* Your task *
Reproduce the material word for word; the images stay out.

* Information shown *
##############################
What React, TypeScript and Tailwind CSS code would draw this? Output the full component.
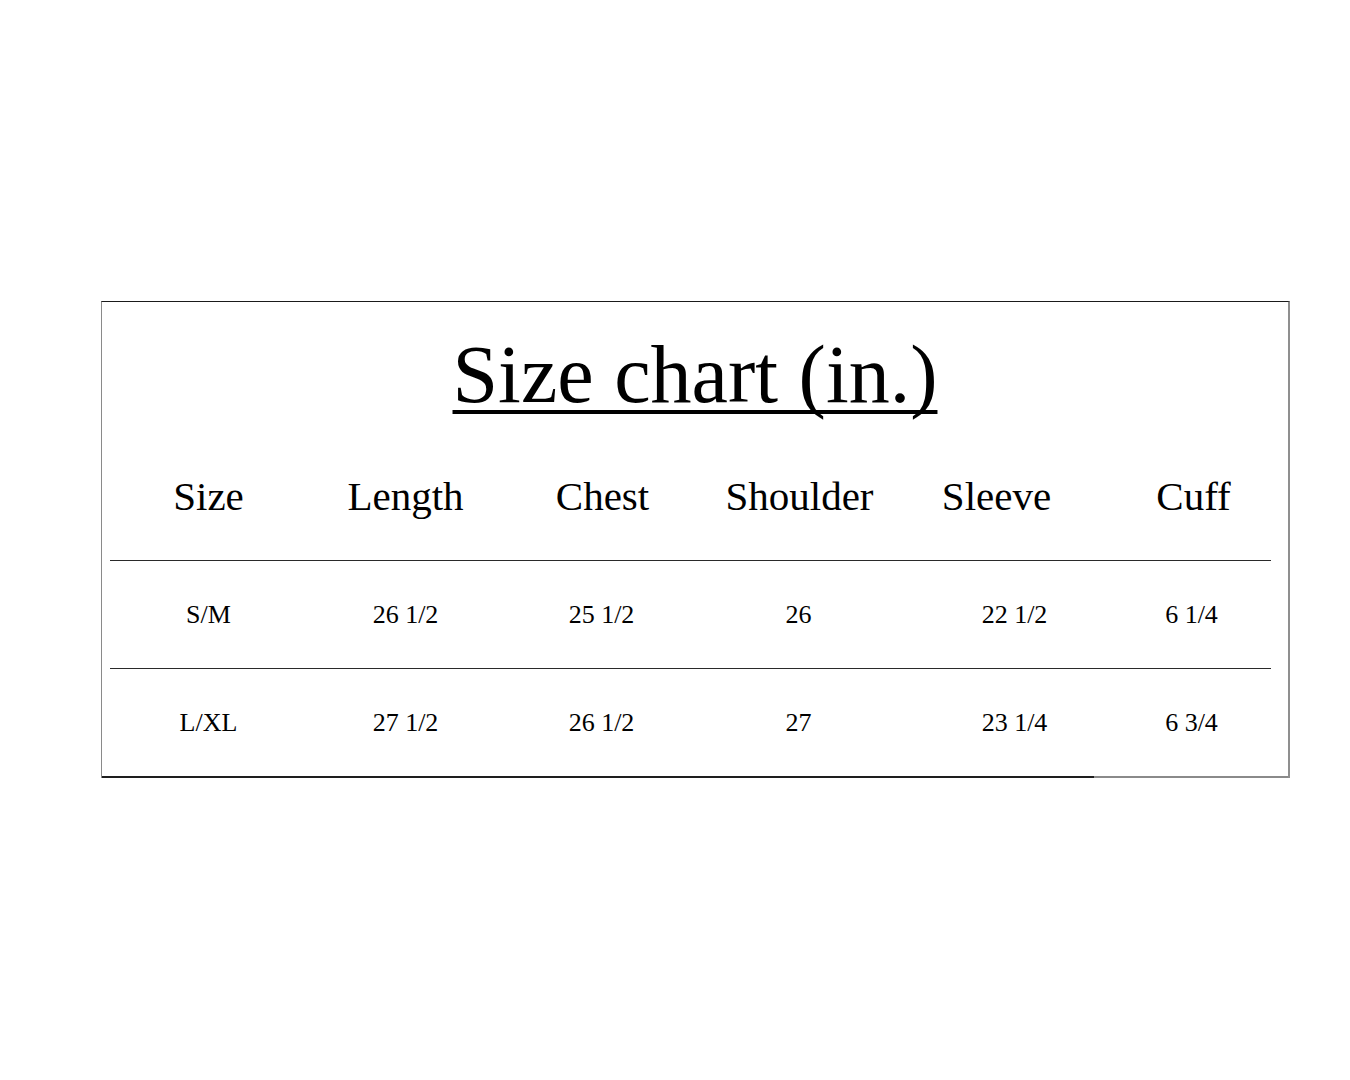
const HEADERS = ['Size', 'Length', 'Chest', 'Shoulder', 'Sleeve', 'Cuff']

const ROWS = [
  ['S/M', '26 1/2', '25 1/2', '26', '22 1/2', '6 1/4'],
  ['L/XL', '27 1/2', '26 1/2', '27', '23 1/4', '6 3/4'],
]

// data cells sit a little off the header centres in the original
const CELL_SHIFT = ['', '', 'pr-[2px]', 'pr-[2px]', 'pl-[36px]', 'pr-[4px]']

export default function App() {
  return (
    <div className="w-[1350px] h-[1080px] bg-white pt-[301px] pl-[101px] font-['Liberation_Serif','Times_New_Roman',serif] text-black">
      <div className="w-[1189px] flex flex-col border-t border-t-[#1a1a1a] border-l border-l-[#8a8a8a] border-r-2 border-r-[#8f8f8f]">
        {/* Title */}
        <div className="pt-[32px] flex justify-center">
          <h1 className="text-[82px] leading-none underline decoration-[4px] underline-offset-[8px] [text-decoration-skip-ink:none]">
            Size chart (in.)
          </h1>
        </div>

        {/* Column headers */}
        <div className="mt-[60px] ml-[8px] grid grid-cols-[repeat(6,197px)] h-[84px]">
          {HEADERS.map(h => (
            <div key={h} className="text-center text-[41px] leading-none">{h}</div>
          ))}
        </div>

        {ROWS.map((row, i) => (
          <div key={i}>
            <div className="ml-[8px] w-[1161px] h-px bg-[#2a2a2a]" />
            <div className="ml-[8px] grid grid-cols-[repeat(6,197px)] h-[107px] items-center">
              {row.map((cell, j) => (
                <div key={j} className={`text-center text-[26px] leading-none ${CELL_SHIFT[j]}`}>
                  {cell}
                </div>
              ))}
            </div>
          </div>
        ))}

        {/* Bottom edge: dark on the left, lighter toward the right */}
        <div className="flex h-[2px]">
          <div className="w-[992px] bg-[#1e1e1e]" />
          <div className="flex-1 bg-[#8a8a8a]" />
        </div>
      </div>
    </div>
  )
}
##############################
* Response to this task *
What React, TypeScript and Tailwind CSS code would draw this? Output the full component.
const HEADERS = ['Size', 'Length', 'Chest', 'Shoulder', 'Sleeve', 'Cuff']

const ROWS = [
  ['S/M', '26 1/2', '25 1/2', '26', '22 1/2', '6 1/4'],
  ['L/XL', '27 1/2', '26 1/2', '27', '23 1/4', '6 3/4'],
]

// data cells sit a little off the header centres in the original
const CELL_SHIFT = ['', '', 'pr-[2px]', 'pr-[2px]', 'pl-[36px]', 'pr-[4px]']

export default function App() {
  return (
    <div className="w-[1350px] h-[1080px] bg-white pt-[301px] pl-[101px] font-['Liberation_Serif','Times_New_Roman',serif] text-black">
      <div className="w-[1189px] flex flex-col border-t border-t-[#1a1a1a] border-l border-l-[#8a8a8a] border-r-2 border-r-[#8f8f8f]">
        {/* Title */}
        <div className="pt-[32px] flex justify-center">
          <h1 className="text-[82px] leading-none underline decoration-[4px] underline-offset-[8px] [text-decoration-skip-ink:none]">
            Size chart (in.)
          </h1>
        </div>

        {/* Column headers */}
        <div className="mt-[60px] ml-[8px] grid grid-cols-[repeat(6,197px)] h-[84px]">
          {HEADERS.map(h => (
            <div key={h} className="text-center text-[41px] leading-none">{h}</div>
          ))}
        </div>

        {ROWS.map((row, i) => (
          <div key={i}>
            <div className="ml-[8px] w-[1161px] h-px bg-[#2a2a2a]" />
            <div className="ml-[8px] grid grid-cols-[repeat(6,197px)] h-[107px] items-center">
              {row.map((cell, j) => (
                <div key={j} className={`text-center text-[26px] leading-none ${CELL_SHIFT[j]}`}>
                  {cell}
                </div>
              ))}
            </div>
          </div>
        ))}

        {/* Bottom edge: dark on the left, lighter toward the right */}
        <div className="flex h-[2px]">
          <div className="w-[992px] bg-[#1e1e1e]" />
          <div className="flex-1 bg-[#8a8a8a]" />
        </div>
      </div>
    </div>
  )
}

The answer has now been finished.